(The exercise)
Review the material and extract every line in which the word "styles" occurs.

(Data excerpt)
## start

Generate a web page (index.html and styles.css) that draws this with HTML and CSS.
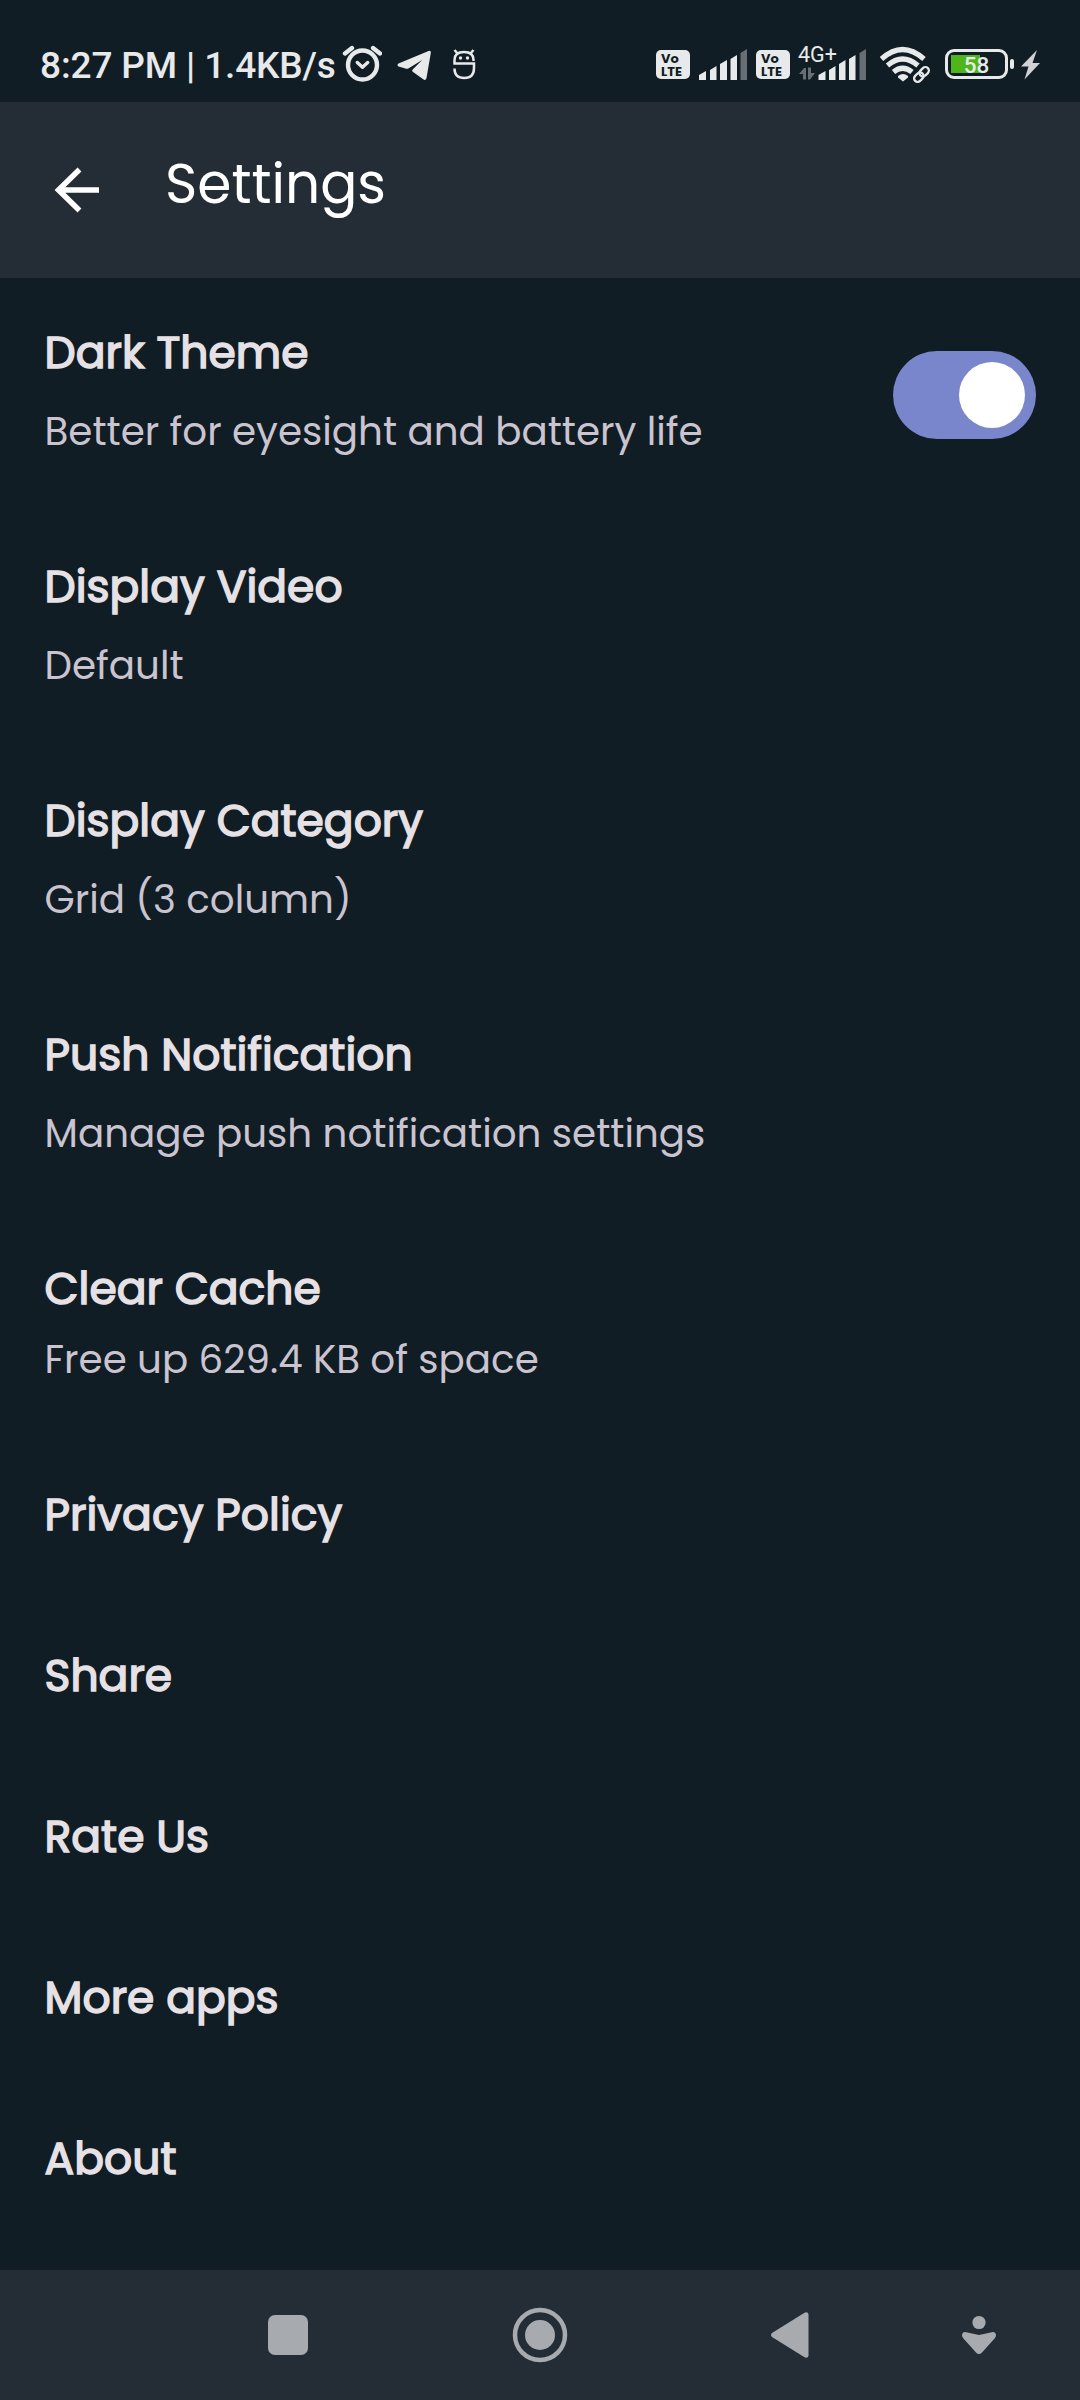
FILE: index.html
```html
<!DOCTYPE html>
<html lang="en">
<head>
<meta charset="utf-8">
<title>Settings</title>
<link rel="stylesheet" href="styles.css">
</head>
<body>
<header class="status-bar">
  <div class="status-left">
    <span class="clock">8:27 PM | 1.4KB/s</span>
    <svg class="icon alarm" width="40" height="40" viewBox="342 44 40 40"><circle cx="362.5" cy="65" r="14.5" fill="none" stroke="currentColor" stroke-width="4.400"/><path d="M345 53.500l7-5.500M380 53.500l-7-5.500" stroke="currentColor" stroke-width="4.400" stroke-linecap="round"/><path d="M357.300 62.500l5.200 4.800 5.200-4.800" fill="none" stroke="currentColor" stroke-width="3.400" stroke-linecap="round" stroke-linejoin="round"/></svg>
    <svg class="icon telegram" width="36" height="40" viewBox="396 44 36 40"><path d="M398.500 63.500L428.500 51q2.700-.8 2.300 2l-4.300 25q-.8 3-3.300 1.300l-10.500-7.500q-1.200-1 0-2.200l9.500-9.600-13.500 8.200q-1.700 1-3.200.4l-7-2.200q-2-1.200 0-2.900z" fill="currentColor"/></svg>
    <svg class="icon cleaner" width="24" height="40" viewBox="452 44 24 40"><path d="M454.500 64.500V60q0-8 9.500-8t9.500 8v1M453.500 63.500H474v4.500q0 10-9.800 10t-9.700-9.500M454.500 50l3.500 4M473.500 50l-3.500 4" fill="none" stroke="currentColor" stroke-width="2.500"/><circle cx="460.500" cy="58" r="1.700" fill="currentColor"/><circle cx="467.500" cy="58" r="1.700" fill="currentColor"/></svg>
  </div>
  <div class="status-right">
    <span class="volte"><span>Vo</span><span>LTE</span></span>
    <svg class="icon signal" width="50" height="40" viewBox="698 44 50 40"><path d="M699 75l7-4v9h-7zM710 70l6.500-4v14H710zM720 64l7-4v20h-7zM730.500 59l6.500-4v25h-6.500z" fill="currentColor"/><path d="M740.500 53l6.500-4v31h-6.500z" fill="#686f74"/></svg>
    <span class="volte volte-second"><span>Vo</span><span>LTE</span></span>
    <div class="network">
      <span class="network-type">4G+</span>
      <svg class="icon" width="72" height="40" viewBox="797 44 72 40"><path d="M799 74l5-6h2v11.500h-3V74zM808 67.500h3V73h4l-5 6.500h-2z" fill="#686f74"/><path d="M818.500 75l7-4v9h-7zM829 70l6.500-4v14H829zM839 64l6.500-4v20H839zM849 59l6.500-4v25H849z" fill="currentColor"/><path d="M859.500 53l6.500-4v31h-6.500z" fill="#686f74"/></svg>
    </div>
    <svg class="icon wifi" width="52" height="40" viewBox="879 44 52 40"><path d="M881.500 59q21-19 42.500 0M887.500 65.500q15-13 30.500 0M893.500 72q9-7.500 18.500 0" fill="none" stroke="currentColor" stroke-width="5.200"/><path d="M898 76q5-4 10 0v1.500l-5 4-5-4z" fill="currentColor"/><g transform="translate(921.500 74.500) rotate(-45)" fill="none" stroke="#111d24" stroke-width="6"><rect x="-9" y="-3.500" width="10" height="7" rx="3.500"/><rect x="-1" y="-3.500" width="10" height="7" rx="3.500"/></g><g transform="translate(921.500 74.500) rotate(-45)" fill="none" stroke="currentColor" stroke-width="2.300"><rect x="-9" y="-3.500" width="10.500" height="7" rx="3.500"/><rect x="-1.500" y="-3.500" width="10.500" height="7" rx="3.500"/></g></svg>
    <div class="battery"><span class="battery-level">58</span></div>
    <svg class="icon bolt" width="20" height="40" viewBox="1021 44 20 40"><path d="M1037 50l-16 16.500h7.500L1024.500 79.500 1040 63h-7.500z" fill="#cfd1d3"/></svg>
  </div>
</header>
<div class="app-bar">
  <svg class="back" width="46" height="46" viewBox="54 167 46 46"><path d="M99 190H58M79.500 169.500L58.500 190l21 20.500" fill="none" stroke="#fff" stroke-width="5.500"/></svg>
  <h1 class="app-title">Settings</h1>
</div>
<main class="settings">
  <section class="row"><div><h2 class="title">Dark Theme</h2><p class="summary">Better for eyesight and battery life</p></div><div class="switch"><span class="thumb"></span></div></section>
  <section class="row"><div><h2 class="title">Display Video</h2><p class="summary">Default</p></div></section>
  <section class="row"><div><h2 class="title">Display Category</h2><p class="summary">Grid (3 column)</p></div></section>
  <section class="row"><div><h2 class="title">Push Notification</h2><p class="summary">Manage push notification settings</p></div></section>
  <section class="row row-cache"><div><h2 class="title">Clear Cache</h2><p class="summary">Free up 629.4 KB of space</p></div></section>
  <section class="row"><h2 class="title">Privacy Policy</h2></section>
  <section class="row"><h2 class="title">Share</h2></section>
  <section class="row"><h2 class="title">Rate Us</h2></section>
  <section class="row"><h2 class="title">More apps</h2></section>
  <section class="row"><h2 class="title">About</h2></section>
</main>
<nav class="nav-bar">
  <svg class="nav-recent" width="40" height="40" viewBox="0 0 40 40"><rect width="40" height="40" rx="7"/></svg>
  <svg class="nav-home" width="56" height="56" viewBox="0 0 56 56"><circle cx="28" cy="28" r="25" fill="none" stroke="#a7abb0" stroke-width="4.500"/><circle cx="28" cy="28" r="15"/></svg>
  <svg class="nav-back" width="38" height="46" viewBox="0 0 38 46"><path d="M1 21L33.500.7Q37-.8 37.500 2.500v41q-.5 3.300-4 1.800L1 25q-2-2 0-4z"/></svg>
  <svg class="nav-hide" width="36" height="40" viewBox="0 0 36 40"><circle cx="18" cy="7.500" r="6.600"/><path d="M4 17L18 20l14-3q2.500 0 3 3 0 1.500-1 3L21 37.500q-3 3-6 0L2 23q-1-1.500-1-3 .5-3 3-3z"/></svg>
</nav>
</body>
</html>
```
FILE: styles.css
```css
* { box-sizing: border-box; margin: 0; padding: 0; }
body {
  width: 1080px; height: 2400px; overflow: hidden;
  display: flex; flex-direction: column;
  background: #111d24; color: #e6e1e5;
  font-family: Poppins, Inter, sans-serif;
}
svg { display: block; flex: none; }
.status-bar { height: 102px; display: flex; justify-content: space-between; align-items: flex-start; padding: 44px 39px 0 40px; color: #e7e9ea; font-family: Roboto, sans-serif; }
.status-left, .status-right { display: flex; align-items: flex-start; }
.clock { width: 302px; font-size: 37px; font-weight: 500; line-height: 44px; letter-spacing: -0.14px; white-space: nowrap; }
.telegram { margin-left: 14px; }
.cleaner { margin-left: 20px; }
.volte { width: 34px; height: 29px; margin-top: 6px; padding: 2px 0 0 5px; border-radius: 5px; background: #e7e9ea; color: #111d24; font: 700 13px/13px Poppins, Inter, sans-serif; display: flex; flex-direction: column; }
.signal { margin-left: 8px; }
.volte-second { margin-left: 8px; }
.network { position: relative; margin-left: 7px; }
.network-type { position: absolute; left: 1px; top: 1px; font-size: 21.5px; line-height: 20px; }
.wifi { margin-left: 10px; }
.battery { position: relative; width: 63px; height: 30px; margin: 5px 13px 0 14px; border: 3px solid #e7e9ea; border-radius: 9px; background: linear-gradient(#4eb51b, #4eb51b) 3px 3px / 29px 18px no-repeat; }
.battery::after { content: ""; position: absolute; left: 62px; top: 7px; width: 4px; height: 10px; border-radius: 2px; background: #e7e9ea; }
.battery-level { display: block; text-align: center; font-size: 22.5px; font-weight: 500; line-height: 26px; }
.app-bar { height: 176px; display: flex; align-items: flex-start; background: #242d35; padding: 65px 0 0 54px; }
.app-title { margin: -18px 0 0 65px; font-size: 55px; font-weight: 400; line-height: 70px; color: #fff; white-space: nowrap; }
.settings { height: 1992px; }
.row { display: flex; justify-content: space-between; padding: 40px 44px 52px 44.5px; }
.title { font-size: 44px; font-weight: 400; line-height: 69px; letter-spacing: 0.05px; white-space: nowrap; -webkit-text-stroke: 1.5px currentColor; }
.summary { margin: 16px 0 -1px; font-size: 38.85px; line-height: 58px; color: #cac4d0; white-space: nowrap; }
.row-cache .summary { margin-top: 8px; }
.switch { width: 143px; height: 88px; margin-top: 33px; border-radius: 44px; background: #7986cb; padding: 11px; display: flex; justify-content: flex-end; }
.thumb { width: 66px; height: 66px; border-radius: 50%; background: #fff; }
.nav-bar { height: 130px; display: flex; align-items: center; background: #242d35; fill: #a7abb0; padding-left: 268px; }
.nav-home { margin-left: 204px; }
.nav-back { margin-left: 203px; }
.nav-hide { margin-left: 152px; }
```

## end

(Solution to this exercise)
Generate a web page (index.html and styles.css) that draws this with HTML and CSS.
<link rel="stylesheet" href="styles.css">
FILE: styles.css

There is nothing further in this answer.